_To do_:
Collect all lines from the listing that include the string "React".

_Stored data_:
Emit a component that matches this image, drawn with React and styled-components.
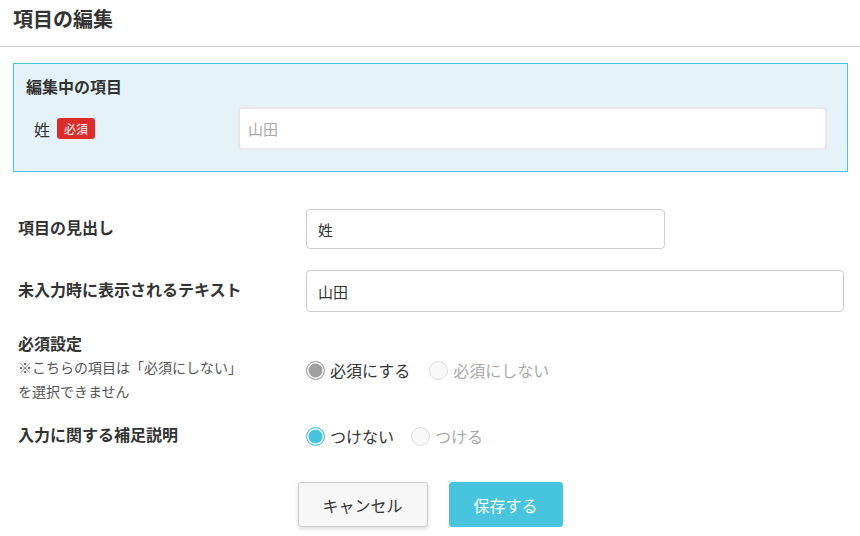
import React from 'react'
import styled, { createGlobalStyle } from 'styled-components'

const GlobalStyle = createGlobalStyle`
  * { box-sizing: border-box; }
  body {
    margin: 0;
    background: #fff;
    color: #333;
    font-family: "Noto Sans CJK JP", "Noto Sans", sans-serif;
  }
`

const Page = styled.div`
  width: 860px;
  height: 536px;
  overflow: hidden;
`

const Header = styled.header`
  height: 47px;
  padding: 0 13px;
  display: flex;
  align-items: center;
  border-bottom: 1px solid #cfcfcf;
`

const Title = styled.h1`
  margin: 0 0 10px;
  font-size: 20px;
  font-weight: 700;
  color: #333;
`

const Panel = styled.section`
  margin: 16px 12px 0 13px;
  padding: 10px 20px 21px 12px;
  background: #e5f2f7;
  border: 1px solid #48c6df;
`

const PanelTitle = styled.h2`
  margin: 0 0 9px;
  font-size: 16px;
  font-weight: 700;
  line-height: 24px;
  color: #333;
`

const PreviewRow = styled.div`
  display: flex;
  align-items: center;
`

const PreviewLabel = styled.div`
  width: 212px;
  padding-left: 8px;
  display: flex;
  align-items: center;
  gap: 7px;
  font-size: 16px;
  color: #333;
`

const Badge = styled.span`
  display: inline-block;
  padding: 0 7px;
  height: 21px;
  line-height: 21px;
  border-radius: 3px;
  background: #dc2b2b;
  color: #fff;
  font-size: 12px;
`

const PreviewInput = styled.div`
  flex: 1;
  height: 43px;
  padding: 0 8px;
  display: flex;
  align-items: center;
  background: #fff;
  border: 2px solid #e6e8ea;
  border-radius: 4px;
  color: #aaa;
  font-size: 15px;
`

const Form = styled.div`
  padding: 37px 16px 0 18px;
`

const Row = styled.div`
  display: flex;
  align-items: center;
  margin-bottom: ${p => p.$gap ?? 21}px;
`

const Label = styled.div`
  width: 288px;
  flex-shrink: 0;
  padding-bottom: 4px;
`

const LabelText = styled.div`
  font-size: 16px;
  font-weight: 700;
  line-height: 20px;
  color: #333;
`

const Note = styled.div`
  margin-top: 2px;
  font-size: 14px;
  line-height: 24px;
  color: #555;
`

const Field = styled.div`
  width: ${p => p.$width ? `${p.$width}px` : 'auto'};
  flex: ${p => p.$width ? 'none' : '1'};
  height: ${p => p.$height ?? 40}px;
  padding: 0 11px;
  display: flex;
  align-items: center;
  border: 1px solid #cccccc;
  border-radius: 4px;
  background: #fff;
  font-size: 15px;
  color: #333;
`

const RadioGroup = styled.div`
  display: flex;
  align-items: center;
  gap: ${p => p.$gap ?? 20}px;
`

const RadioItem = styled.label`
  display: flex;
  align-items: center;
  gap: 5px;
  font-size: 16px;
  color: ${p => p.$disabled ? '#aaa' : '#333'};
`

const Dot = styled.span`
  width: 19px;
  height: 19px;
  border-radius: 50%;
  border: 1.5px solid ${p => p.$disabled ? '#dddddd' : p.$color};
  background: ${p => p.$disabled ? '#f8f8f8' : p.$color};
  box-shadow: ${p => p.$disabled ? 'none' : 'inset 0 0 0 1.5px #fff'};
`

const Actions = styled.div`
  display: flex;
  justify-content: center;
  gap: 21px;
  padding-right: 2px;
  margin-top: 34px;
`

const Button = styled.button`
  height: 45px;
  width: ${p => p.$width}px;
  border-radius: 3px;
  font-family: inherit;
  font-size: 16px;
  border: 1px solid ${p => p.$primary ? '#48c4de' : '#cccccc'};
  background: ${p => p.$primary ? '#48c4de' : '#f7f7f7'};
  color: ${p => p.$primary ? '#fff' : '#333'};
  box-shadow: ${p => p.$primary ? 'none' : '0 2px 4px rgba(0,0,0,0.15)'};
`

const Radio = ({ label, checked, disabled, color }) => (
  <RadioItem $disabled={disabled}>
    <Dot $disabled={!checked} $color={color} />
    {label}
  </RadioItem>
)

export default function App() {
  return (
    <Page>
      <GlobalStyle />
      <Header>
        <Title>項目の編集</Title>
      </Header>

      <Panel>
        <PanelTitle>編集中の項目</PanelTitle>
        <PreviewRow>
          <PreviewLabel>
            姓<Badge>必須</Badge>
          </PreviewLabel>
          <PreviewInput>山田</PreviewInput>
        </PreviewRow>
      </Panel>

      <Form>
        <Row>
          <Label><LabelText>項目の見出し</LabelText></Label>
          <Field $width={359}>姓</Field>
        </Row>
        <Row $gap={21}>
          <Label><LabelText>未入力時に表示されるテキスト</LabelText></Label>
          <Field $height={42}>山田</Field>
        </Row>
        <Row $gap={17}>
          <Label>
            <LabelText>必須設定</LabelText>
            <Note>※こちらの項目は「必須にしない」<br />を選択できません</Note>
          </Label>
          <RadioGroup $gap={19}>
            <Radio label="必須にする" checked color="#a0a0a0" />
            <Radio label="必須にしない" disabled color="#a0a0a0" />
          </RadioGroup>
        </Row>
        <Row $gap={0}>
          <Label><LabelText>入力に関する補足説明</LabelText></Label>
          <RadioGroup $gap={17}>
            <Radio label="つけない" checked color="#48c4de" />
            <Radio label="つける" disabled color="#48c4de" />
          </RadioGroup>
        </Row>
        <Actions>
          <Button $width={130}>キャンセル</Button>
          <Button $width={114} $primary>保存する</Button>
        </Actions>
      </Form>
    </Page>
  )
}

_Result below_:
Emit a component that matches this image, drawn with React and styled-components.
import React from 'react'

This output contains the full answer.